**REQUEST**
Read the entries below and pull out each line with the string "this".

**SUPPLIED RECORDS**
○ ○ ○ ○ ○
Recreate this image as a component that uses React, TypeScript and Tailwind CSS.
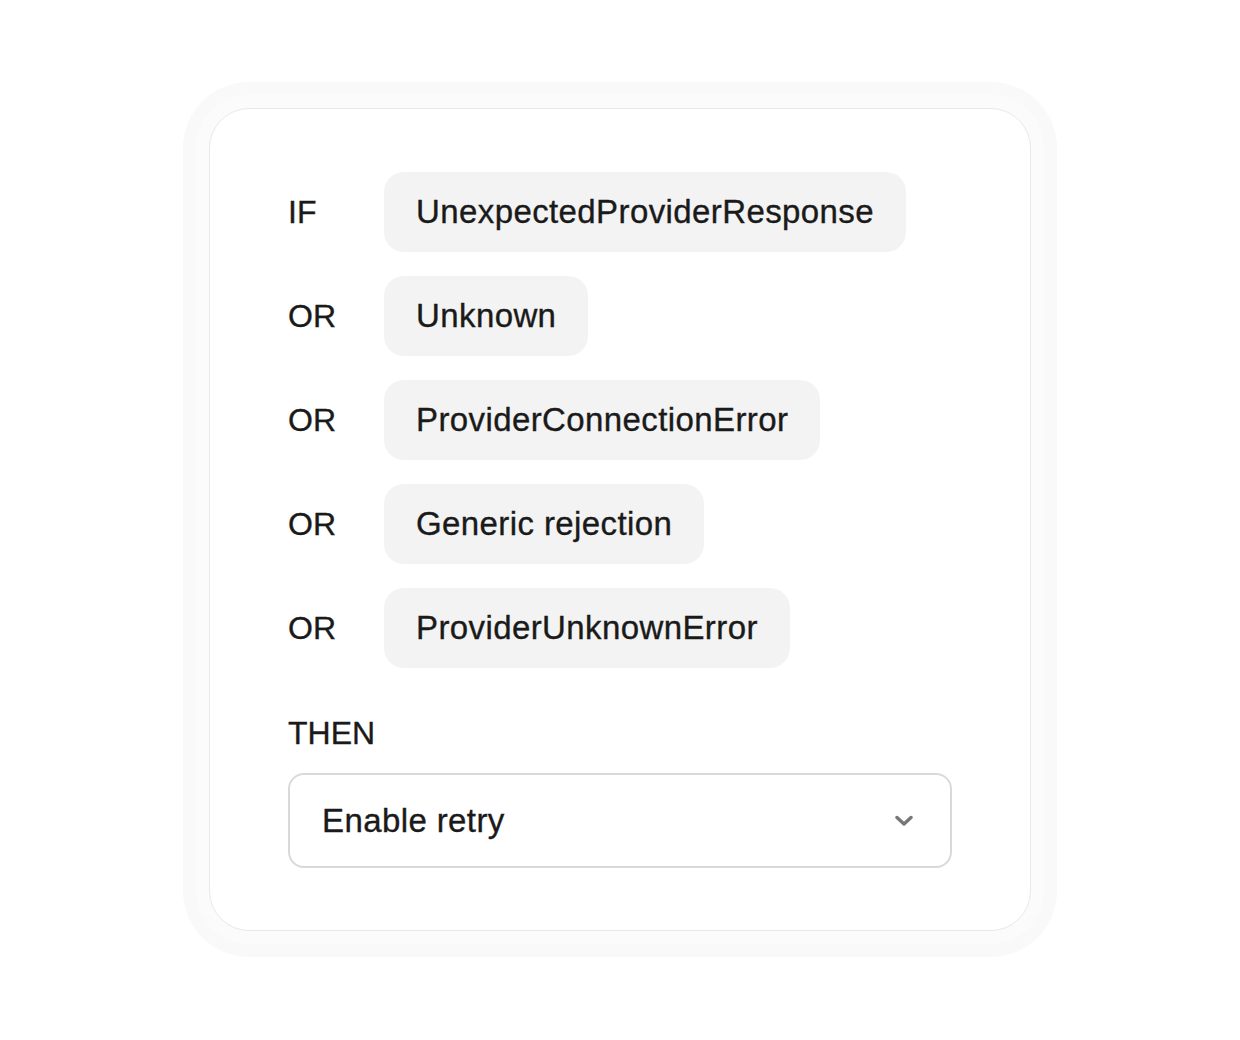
○ ○ ○ ○ ○
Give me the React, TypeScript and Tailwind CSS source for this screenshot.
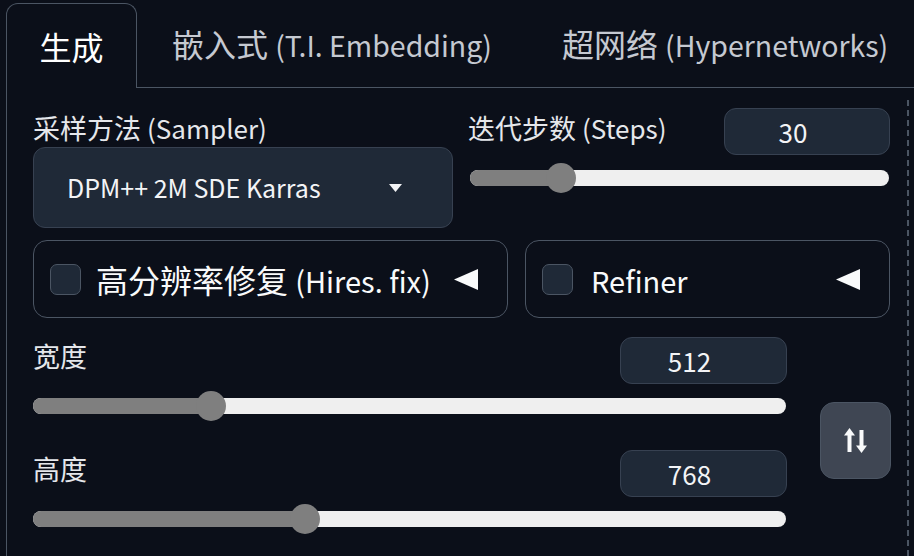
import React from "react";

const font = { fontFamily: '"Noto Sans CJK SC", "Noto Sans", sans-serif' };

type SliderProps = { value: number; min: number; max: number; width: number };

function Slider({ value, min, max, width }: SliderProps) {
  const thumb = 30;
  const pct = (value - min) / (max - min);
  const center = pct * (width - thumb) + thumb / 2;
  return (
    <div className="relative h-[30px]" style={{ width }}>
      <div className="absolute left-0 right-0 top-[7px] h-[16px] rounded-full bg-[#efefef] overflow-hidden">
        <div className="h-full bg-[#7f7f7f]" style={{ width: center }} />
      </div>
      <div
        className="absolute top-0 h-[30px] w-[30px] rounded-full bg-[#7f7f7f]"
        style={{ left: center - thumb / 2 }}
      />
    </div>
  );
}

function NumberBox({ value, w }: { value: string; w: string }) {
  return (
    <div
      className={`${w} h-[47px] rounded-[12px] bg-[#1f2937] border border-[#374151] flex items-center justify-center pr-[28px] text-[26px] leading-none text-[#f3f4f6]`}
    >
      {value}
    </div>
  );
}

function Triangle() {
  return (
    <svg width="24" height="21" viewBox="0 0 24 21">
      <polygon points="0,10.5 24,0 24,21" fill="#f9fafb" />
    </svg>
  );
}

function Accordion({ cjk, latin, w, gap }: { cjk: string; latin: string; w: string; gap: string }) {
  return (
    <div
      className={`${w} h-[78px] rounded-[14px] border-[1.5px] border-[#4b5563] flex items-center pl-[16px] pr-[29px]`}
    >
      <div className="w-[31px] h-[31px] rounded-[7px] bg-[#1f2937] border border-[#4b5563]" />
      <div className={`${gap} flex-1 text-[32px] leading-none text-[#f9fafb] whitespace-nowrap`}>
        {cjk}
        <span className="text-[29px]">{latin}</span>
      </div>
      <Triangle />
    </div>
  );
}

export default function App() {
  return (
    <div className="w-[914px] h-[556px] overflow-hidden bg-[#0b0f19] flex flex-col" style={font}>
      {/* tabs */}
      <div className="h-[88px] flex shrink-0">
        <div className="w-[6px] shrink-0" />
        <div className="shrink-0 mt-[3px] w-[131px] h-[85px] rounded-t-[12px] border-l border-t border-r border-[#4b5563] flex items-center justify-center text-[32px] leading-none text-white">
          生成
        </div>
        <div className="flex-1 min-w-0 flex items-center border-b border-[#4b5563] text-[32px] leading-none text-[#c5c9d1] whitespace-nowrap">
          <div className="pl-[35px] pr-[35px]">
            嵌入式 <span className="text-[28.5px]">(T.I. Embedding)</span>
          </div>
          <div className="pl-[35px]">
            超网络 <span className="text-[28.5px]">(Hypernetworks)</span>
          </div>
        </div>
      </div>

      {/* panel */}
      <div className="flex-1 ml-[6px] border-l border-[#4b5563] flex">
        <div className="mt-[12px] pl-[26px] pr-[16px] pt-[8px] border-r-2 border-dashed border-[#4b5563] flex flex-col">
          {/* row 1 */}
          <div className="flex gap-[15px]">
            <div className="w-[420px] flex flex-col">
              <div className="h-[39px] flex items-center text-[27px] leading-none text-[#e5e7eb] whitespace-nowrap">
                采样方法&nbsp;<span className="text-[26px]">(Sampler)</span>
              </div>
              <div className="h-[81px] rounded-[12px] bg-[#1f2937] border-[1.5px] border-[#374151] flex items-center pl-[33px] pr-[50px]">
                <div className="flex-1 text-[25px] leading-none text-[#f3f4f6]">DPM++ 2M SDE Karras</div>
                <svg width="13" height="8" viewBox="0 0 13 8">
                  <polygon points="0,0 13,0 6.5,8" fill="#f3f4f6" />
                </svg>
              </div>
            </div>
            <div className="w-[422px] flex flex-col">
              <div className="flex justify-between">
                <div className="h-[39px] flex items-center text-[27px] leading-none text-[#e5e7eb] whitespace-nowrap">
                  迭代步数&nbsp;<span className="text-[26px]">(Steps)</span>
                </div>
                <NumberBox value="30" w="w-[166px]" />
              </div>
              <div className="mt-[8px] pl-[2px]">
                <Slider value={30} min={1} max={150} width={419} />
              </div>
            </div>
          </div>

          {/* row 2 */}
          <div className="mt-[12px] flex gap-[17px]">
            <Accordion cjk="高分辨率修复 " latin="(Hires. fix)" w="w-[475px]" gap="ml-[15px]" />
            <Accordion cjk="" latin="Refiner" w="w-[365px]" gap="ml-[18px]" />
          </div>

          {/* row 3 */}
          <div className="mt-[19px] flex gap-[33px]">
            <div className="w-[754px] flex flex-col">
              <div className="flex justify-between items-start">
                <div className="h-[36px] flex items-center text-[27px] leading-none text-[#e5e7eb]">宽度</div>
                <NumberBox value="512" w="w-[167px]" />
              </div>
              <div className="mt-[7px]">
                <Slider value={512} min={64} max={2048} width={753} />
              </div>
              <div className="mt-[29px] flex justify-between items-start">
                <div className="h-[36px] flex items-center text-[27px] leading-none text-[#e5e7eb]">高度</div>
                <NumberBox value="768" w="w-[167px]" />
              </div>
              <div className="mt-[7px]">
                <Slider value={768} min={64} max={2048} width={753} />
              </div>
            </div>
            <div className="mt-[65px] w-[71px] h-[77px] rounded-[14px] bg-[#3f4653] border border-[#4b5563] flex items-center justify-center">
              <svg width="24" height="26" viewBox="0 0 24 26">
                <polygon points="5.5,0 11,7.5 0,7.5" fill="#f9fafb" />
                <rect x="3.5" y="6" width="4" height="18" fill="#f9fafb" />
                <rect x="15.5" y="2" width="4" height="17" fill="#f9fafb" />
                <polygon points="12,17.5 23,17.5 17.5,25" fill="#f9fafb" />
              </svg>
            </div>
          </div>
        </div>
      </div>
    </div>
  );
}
○ ○ ○ ○ ○
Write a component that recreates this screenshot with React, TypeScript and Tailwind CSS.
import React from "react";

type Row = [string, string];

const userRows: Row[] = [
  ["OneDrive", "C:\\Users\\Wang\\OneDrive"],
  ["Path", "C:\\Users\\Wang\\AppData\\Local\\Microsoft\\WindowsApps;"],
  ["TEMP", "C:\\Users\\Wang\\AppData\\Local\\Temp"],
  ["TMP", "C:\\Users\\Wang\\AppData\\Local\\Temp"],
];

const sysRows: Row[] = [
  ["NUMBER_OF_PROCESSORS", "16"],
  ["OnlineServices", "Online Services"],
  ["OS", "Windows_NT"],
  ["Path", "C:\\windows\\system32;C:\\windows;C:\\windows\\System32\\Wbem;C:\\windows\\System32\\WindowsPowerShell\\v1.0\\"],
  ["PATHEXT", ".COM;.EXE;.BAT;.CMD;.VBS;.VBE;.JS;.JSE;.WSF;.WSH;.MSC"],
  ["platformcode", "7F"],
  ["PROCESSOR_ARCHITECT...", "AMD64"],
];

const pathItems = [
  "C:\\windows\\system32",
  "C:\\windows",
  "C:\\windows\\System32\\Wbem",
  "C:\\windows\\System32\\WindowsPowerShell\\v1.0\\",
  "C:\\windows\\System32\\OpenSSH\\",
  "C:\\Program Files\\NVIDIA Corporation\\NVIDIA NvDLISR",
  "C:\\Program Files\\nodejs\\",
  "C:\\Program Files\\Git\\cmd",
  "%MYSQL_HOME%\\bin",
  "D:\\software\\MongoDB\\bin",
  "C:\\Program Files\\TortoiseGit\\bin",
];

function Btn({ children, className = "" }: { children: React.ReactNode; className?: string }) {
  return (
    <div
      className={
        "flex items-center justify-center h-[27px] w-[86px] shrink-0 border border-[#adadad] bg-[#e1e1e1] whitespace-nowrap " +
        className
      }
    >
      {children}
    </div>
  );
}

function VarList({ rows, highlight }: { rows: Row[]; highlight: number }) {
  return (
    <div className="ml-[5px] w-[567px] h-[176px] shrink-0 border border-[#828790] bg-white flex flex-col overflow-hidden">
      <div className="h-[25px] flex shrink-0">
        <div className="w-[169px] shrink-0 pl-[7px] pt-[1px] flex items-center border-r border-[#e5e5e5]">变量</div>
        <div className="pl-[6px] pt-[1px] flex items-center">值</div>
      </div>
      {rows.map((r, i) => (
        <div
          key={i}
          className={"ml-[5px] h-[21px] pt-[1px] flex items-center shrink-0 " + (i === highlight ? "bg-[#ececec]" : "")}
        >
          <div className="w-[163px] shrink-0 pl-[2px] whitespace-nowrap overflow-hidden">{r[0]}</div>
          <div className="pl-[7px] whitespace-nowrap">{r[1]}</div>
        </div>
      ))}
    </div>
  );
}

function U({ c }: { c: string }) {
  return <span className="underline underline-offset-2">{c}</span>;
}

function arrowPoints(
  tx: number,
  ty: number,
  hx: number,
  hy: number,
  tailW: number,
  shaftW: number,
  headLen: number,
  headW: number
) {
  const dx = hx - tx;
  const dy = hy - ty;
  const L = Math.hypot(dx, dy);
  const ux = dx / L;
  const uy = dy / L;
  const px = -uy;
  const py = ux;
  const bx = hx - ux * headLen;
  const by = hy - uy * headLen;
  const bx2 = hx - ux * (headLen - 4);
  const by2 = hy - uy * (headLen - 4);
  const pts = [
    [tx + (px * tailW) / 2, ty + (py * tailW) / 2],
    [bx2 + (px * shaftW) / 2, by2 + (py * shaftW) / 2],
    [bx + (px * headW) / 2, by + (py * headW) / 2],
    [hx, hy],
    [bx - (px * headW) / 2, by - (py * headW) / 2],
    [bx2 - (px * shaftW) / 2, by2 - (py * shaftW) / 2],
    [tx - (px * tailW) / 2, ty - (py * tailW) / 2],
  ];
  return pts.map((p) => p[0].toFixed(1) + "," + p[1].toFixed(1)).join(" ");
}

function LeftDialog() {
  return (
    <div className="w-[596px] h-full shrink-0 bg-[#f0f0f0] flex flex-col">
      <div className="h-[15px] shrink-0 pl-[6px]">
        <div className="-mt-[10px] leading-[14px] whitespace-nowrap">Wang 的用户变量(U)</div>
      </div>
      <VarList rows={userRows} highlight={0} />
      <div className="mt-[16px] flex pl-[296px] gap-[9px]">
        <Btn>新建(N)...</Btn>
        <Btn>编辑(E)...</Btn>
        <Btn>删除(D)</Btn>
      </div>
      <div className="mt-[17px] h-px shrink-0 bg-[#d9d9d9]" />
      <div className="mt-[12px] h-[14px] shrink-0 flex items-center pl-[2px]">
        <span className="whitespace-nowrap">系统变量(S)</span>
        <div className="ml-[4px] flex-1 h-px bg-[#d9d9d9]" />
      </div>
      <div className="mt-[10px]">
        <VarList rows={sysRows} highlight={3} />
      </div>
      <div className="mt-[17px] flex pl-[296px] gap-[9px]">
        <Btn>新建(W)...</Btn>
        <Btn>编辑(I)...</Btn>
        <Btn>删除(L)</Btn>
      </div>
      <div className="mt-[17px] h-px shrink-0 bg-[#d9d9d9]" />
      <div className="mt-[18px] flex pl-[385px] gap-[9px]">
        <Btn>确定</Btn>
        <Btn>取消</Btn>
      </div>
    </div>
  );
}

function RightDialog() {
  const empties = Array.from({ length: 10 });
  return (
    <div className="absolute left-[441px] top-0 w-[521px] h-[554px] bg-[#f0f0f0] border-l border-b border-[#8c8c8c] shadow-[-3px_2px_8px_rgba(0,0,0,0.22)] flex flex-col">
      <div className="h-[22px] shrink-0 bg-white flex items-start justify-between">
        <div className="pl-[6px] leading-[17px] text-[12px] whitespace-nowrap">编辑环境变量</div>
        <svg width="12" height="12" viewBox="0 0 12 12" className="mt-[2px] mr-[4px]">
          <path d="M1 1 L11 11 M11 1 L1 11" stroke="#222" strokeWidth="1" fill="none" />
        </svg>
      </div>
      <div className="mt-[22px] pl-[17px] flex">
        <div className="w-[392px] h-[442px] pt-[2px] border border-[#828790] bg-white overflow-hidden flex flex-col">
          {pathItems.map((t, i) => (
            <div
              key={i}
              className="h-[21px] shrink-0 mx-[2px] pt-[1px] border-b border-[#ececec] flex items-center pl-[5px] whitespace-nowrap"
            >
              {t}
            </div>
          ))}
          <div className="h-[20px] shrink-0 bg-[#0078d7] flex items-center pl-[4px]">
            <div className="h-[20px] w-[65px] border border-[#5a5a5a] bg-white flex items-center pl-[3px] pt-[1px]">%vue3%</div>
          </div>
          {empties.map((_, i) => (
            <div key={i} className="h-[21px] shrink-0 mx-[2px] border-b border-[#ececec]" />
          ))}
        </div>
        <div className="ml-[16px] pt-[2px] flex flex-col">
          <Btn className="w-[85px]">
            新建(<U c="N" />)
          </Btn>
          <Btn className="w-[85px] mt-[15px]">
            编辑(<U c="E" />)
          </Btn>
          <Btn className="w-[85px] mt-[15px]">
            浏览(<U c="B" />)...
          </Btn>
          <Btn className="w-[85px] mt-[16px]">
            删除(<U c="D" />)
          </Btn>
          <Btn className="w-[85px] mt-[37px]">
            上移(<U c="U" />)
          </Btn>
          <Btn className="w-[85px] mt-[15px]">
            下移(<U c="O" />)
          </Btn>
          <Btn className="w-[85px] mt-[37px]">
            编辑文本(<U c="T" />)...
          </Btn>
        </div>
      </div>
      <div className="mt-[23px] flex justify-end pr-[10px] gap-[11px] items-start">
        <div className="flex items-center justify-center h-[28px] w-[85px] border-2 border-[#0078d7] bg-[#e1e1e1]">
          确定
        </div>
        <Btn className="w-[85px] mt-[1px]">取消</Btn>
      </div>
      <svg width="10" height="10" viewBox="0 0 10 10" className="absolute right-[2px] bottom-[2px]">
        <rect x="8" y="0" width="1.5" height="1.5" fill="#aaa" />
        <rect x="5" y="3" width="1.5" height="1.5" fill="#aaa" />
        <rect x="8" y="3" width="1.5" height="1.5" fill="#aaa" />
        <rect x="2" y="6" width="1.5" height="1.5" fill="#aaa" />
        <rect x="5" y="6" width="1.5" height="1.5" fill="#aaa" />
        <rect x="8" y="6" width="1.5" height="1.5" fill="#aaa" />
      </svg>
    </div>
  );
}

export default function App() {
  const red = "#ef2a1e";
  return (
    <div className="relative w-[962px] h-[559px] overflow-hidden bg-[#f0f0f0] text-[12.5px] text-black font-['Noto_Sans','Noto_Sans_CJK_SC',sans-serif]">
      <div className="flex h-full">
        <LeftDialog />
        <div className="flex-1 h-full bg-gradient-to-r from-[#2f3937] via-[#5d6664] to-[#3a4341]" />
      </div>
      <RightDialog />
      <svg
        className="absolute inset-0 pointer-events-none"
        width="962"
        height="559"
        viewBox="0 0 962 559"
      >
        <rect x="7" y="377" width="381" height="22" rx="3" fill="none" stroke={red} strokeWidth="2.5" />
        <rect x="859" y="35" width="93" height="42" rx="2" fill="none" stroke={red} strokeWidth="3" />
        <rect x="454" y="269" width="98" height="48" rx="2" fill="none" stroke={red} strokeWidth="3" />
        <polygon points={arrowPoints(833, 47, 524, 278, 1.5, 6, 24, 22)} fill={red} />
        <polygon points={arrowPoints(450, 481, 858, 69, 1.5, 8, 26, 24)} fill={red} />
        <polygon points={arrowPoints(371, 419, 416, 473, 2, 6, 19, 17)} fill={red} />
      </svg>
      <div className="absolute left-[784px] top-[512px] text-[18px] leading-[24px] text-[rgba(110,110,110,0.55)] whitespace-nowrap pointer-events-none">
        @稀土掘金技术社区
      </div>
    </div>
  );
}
○ ○ ○ ○ ○
**IN RESPONSE**
Recreate this image as a component that uses React, TypeScript and Tailwind CSS.
Give me the React, TypeScript and Tailwind CSS source for this screenshot.
Write a component that recreates this screenshot with React, TypeScript and Tailwind CSS.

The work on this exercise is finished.